Governor Trumbull, of Connecticut, wrote him: "Be strong, and very courageous." Washington replied: "The cause of our common country calls us both to an active and dangerous duty; Divine Providence, which wisely orders the affairs of men, will enable us to discharge it with fidelity and success."

BOSTON BESIEGED.

Washington found Boston in the hands of a British army of some ten thousand men, well equipped, and supported by ships and munitions, under command of General Gage. It was a pretentious, self-assured army, confident of an easy victory over the rural rebels who had come down from the hills and shut them in. Their British conceit had been a little punished by the frays at Lexington and Bunker Hill, but a little of the art and power of English war, it was expected, would send them flying to their hills and homes again.

About three fifths of the citizens of Boston were remaining in their homes, suffering many indignities and deprivations. The army which Washington had come to command was a mixed multitude, gathered from the ships, shops and farms, under very little discipline, order, or government. It was poorly officered and armed, with but little ammunition and a poor prospect of getting supplied. It lacked everything which makes an efficient army, but high principles and manly courage; but perhaps never so large a body of men in an army knew better what they wanted and were resolved to have. It was

stretched in an irregular semi-circle, a distance of nine miles, around Boston from Dorchester to Malden. Its immediate business there was to keep the British lion in the den into which he had crept from the sea; its real and ultimate purpose was to tell King George and his parliament that the American colonies would not pay taxes without representation, nor submit to unjust laws.

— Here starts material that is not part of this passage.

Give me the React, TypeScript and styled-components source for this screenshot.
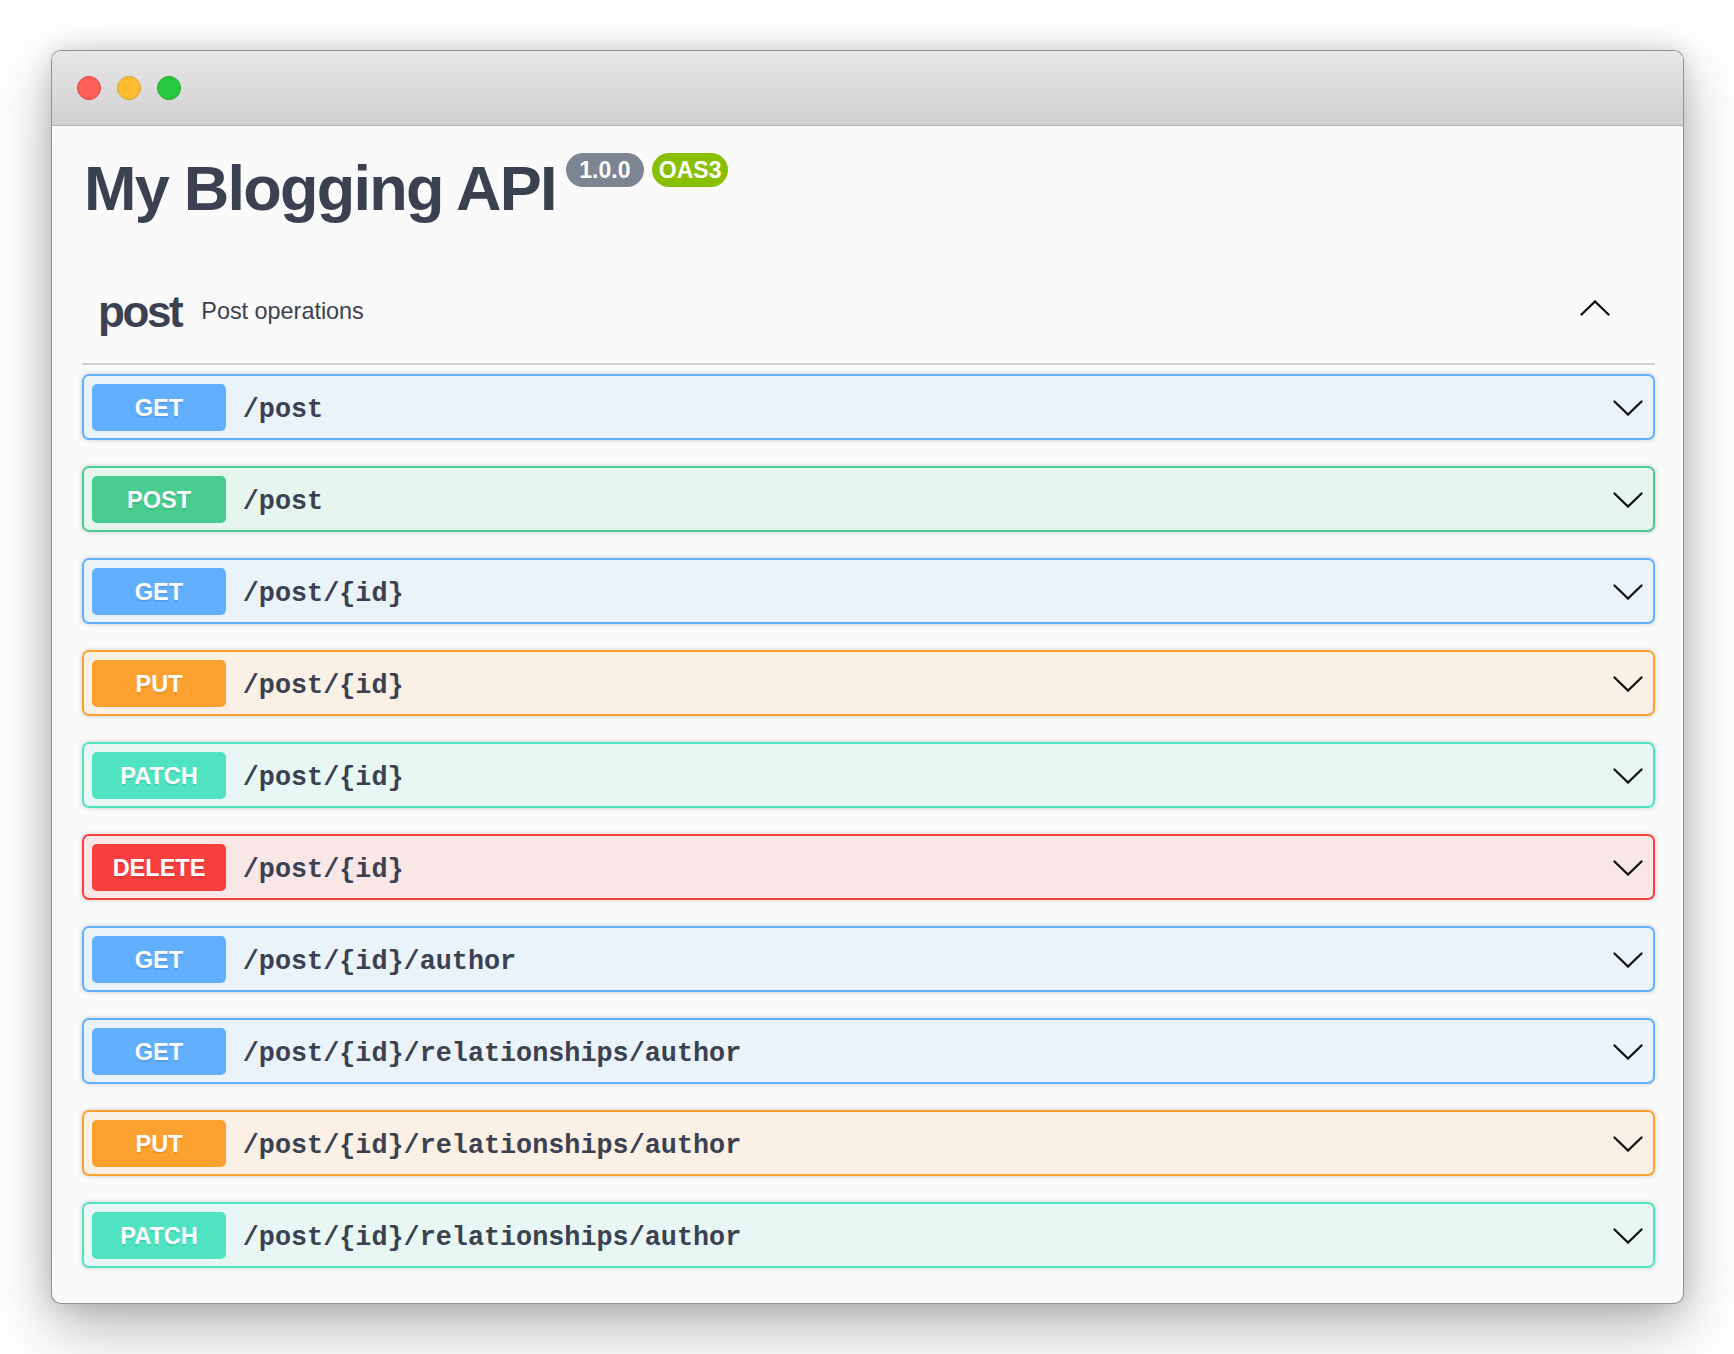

Washington immediately set about making this intelligent, strong-willed, high-principled rabble into an army; learning the exact situation of things in and about Boston, and quickening congress and the several colonies to supply the wants and increase and make permanent the force of the army. The summer and autumn were spent in making the girdle about Boston stronger, in hedging up the highways in and out; in sweeping the surrounding islands of stock and supplies; in getting horses, cattle and supplies back into the country; in entrenching, throwing up breastworks, planting batteries, gathering arms, ammunition, tents, wagons; in drilling, picketing, skirmishing and capturing squads of the enemy.

This spade and pickaxe warfare by the close of the year had planted batteries on all the near heights around Boston, guarded with entrenchments all the outlets and waterways, built forts where these would best serve the siege operations, and made the British lion's palace a prison with short rations and a good prospect of none at all in a little while. In the way of military glory the British lion had got Lexington and Bunker Hill; in the way of luxury and booty it had got a military prison without supplies. In February, Washington entrenched himself strongly on Dorchester Heights, which commanded the city and the harbor. Early in March he was well entrenched on Nook's Hill, which commanded Boston Neck. And now the roaring lion became a frightened sheep, and took to his swift feet and ran into his ships and set sails for the open sea. Evacuated, Boston was the proud old city again, and her citizens flocked home with great joy. The colonies were glad, and praised the Lord. Washington had gained a great victory in his first campaign without fighting a battle.